Menurutnya, Menteri hingga Presiden Joko Widodo (Jokowi) telah menyampaikan bahwa pemerintah mau membantu percepatan pengurangan PLTU, namun lagi-lagi itu terjadi jika ada dana untuk menutup selisih biaya antara energi fosil dan EBT.
"US$ 100 miliar ya di kertas saja diomongin saja, yang kita inginkan duitnya mana," lanjutnya.
Data BP Statistical Review 2021 menyebut RI merupakan pemilik cadangan batu bara terbesar ketujuh di dunia mencapai 34,87 miliar ton, statusnya ini berlaku hingga akhir 2020.

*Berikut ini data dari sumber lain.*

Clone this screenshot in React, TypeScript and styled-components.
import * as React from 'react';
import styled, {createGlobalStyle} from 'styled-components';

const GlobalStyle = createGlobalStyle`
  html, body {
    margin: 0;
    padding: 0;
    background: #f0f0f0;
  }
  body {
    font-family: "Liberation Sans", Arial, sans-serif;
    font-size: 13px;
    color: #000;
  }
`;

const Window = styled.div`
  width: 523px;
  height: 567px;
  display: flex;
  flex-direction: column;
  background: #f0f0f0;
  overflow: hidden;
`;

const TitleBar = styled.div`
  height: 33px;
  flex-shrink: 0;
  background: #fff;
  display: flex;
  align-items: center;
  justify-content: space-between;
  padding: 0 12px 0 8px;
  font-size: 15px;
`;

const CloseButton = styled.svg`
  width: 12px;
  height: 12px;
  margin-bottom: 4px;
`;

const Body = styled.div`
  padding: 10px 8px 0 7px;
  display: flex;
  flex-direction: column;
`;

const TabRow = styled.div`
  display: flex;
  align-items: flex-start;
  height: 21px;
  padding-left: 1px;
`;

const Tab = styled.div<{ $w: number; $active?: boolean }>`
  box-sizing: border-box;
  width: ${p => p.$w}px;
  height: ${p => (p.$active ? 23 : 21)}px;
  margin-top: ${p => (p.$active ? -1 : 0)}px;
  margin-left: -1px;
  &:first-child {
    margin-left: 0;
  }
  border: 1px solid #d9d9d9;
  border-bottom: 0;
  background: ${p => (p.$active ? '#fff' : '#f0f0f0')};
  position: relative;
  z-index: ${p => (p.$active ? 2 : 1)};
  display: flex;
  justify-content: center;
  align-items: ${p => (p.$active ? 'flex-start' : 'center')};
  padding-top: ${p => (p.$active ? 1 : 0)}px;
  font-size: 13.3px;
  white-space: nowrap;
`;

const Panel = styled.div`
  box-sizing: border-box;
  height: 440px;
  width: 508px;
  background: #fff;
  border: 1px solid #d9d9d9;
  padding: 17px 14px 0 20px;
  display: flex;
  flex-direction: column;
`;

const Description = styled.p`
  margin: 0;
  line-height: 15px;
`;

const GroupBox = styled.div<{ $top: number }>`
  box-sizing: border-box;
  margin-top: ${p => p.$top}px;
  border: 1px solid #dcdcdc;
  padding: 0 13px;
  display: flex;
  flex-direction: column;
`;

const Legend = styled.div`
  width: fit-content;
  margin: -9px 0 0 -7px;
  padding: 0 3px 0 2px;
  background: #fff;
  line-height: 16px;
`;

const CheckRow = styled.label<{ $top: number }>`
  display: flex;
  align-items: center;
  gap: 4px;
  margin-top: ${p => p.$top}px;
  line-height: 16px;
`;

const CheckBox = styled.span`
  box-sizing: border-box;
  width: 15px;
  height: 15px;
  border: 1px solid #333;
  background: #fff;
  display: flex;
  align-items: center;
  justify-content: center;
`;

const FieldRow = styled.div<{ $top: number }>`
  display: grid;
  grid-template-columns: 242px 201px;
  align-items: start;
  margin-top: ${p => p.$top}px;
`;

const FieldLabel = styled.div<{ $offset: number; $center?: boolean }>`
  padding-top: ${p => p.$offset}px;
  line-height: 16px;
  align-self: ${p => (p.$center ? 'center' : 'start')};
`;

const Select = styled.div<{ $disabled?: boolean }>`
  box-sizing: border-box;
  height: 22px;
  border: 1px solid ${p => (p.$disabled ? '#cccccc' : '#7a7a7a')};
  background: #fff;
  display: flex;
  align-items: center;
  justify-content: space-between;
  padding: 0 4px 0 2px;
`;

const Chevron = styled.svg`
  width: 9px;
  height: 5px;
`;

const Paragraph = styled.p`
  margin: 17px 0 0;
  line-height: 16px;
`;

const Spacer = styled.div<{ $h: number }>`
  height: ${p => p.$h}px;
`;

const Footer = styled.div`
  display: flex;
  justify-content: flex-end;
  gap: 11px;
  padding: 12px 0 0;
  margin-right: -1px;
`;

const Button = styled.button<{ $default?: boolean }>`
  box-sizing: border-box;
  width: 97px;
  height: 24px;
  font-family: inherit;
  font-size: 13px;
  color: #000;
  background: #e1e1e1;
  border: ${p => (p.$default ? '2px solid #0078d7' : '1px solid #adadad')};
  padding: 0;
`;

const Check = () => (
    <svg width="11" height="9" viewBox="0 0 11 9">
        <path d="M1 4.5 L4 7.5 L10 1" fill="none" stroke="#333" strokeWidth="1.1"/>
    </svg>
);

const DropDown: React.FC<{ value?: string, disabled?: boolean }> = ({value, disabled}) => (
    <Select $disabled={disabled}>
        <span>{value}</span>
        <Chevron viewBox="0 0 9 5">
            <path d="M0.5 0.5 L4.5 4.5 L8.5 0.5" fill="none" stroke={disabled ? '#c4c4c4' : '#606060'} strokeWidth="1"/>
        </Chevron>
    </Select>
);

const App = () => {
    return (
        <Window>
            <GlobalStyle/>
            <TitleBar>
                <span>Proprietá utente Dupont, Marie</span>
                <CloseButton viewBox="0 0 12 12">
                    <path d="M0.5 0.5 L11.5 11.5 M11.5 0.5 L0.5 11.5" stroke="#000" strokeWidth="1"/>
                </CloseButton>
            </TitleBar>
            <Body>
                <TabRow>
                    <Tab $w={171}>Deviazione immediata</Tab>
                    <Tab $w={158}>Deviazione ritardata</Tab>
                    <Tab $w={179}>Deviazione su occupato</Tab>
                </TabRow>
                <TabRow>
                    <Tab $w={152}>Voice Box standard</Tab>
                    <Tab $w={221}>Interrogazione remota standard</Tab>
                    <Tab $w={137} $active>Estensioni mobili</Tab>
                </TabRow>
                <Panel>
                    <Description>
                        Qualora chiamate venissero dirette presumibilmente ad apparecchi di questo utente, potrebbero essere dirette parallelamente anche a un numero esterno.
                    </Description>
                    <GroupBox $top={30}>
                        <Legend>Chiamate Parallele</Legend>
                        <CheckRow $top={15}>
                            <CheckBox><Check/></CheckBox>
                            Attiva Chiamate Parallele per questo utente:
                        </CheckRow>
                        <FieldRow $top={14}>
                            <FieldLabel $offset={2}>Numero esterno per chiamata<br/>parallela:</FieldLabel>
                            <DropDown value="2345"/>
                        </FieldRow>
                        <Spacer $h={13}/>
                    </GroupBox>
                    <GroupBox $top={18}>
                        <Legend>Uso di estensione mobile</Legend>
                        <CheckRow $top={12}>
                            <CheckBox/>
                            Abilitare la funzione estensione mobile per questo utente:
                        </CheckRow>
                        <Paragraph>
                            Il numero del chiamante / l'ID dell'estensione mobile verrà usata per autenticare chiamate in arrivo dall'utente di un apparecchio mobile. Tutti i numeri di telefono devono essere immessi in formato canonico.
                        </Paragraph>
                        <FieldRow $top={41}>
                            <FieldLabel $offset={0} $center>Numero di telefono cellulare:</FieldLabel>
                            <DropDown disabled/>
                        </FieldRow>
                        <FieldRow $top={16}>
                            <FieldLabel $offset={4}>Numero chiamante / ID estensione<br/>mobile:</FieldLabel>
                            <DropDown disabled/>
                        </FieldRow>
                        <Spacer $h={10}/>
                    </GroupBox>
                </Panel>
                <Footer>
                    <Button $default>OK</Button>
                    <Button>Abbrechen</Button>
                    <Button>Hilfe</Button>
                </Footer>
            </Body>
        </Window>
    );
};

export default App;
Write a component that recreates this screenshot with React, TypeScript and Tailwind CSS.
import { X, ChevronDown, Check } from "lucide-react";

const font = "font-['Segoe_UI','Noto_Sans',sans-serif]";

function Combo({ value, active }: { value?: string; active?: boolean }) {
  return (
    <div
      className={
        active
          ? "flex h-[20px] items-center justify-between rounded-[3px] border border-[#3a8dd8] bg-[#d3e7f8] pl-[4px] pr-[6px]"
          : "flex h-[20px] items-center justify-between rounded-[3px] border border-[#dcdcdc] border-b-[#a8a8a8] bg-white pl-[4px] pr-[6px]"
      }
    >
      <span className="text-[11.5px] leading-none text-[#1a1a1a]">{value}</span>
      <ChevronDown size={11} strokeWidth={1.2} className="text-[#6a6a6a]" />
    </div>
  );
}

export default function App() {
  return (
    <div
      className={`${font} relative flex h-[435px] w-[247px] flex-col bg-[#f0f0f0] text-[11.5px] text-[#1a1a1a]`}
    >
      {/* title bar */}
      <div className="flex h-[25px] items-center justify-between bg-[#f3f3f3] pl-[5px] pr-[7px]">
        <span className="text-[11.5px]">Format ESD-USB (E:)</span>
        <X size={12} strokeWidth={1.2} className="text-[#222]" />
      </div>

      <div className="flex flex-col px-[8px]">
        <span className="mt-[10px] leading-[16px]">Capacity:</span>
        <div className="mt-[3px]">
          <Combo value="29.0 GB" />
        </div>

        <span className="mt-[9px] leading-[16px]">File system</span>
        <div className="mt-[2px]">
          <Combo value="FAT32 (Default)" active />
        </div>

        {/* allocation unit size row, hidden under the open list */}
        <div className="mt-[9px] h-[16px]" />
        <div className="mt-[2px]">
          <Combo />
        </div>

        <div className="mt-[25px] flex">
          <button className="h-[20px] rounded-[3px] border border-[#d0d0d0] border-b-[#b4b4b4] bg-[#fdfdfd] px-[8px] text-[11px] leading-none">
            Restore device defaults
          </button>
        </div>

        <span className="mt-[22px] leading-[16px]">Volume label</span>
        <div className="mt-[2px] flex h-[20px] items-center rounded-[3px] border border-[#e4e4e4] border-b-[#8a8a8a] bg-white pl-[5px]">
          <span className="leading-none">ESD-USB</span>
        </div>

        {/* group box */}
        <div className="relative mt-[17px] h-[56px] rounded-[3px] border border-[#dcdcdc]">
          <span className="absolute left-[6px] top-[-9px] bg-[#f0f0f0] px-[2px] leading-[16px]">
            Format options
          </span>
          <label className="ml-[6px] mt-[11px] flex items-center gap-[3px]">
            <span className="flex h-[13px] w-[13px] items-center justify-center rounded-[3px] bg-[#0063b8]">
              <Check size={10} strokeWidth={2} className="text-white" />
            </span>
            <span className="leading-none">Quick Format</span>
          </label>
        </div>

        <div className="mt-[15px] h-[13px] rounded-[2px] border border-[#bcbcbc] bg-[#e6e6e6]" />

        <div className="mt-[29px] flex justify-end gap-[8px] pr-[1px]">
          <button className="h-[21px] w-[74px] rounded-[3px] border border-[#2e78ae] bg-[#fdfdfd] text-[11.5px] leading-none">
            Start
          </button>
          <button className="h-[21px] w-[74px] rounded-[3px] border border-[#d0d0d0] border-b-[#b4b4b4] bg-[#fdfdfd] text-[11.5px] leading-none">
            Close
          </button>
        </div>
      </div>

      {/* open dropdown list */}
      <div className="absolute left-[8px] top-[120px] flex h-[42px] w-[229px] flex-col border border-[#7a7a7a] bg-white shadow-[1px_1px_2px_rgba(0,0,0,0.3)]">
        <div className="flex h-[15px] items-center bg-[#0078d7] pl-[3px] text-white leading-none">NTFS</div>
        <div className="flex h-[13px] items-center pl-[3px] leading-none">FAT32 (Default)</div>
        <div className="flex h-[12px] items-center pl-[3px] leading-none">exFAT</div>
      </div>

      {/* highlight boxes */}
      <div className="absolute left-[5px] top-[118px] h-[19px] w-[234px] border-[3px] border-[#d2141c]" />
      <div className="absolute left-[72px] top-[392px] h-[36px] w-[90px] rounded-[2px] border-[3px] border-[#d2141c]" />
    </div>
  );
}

Berdasarkan data Badan Geologi Kementerian ESDM, status per Juli 2020, jumlah sumber daya batu bara RI mencapai 148,7 miliar ton dan cadangan 39,56 miliar ton.
Adapun jumlah produksi batu bara pada 2021 ini ditargetkan sebesar 625 juta ton, di mana 137,5 juta ton ditargetkan diserap oleh dalam negeri, dan sisanya diekspor.
PT PLN (Persero) memperkirakan kebutuhan batu bara untuk pembangkit listrik hingga akhir 2021 ini mencapai 115,6 juta ton.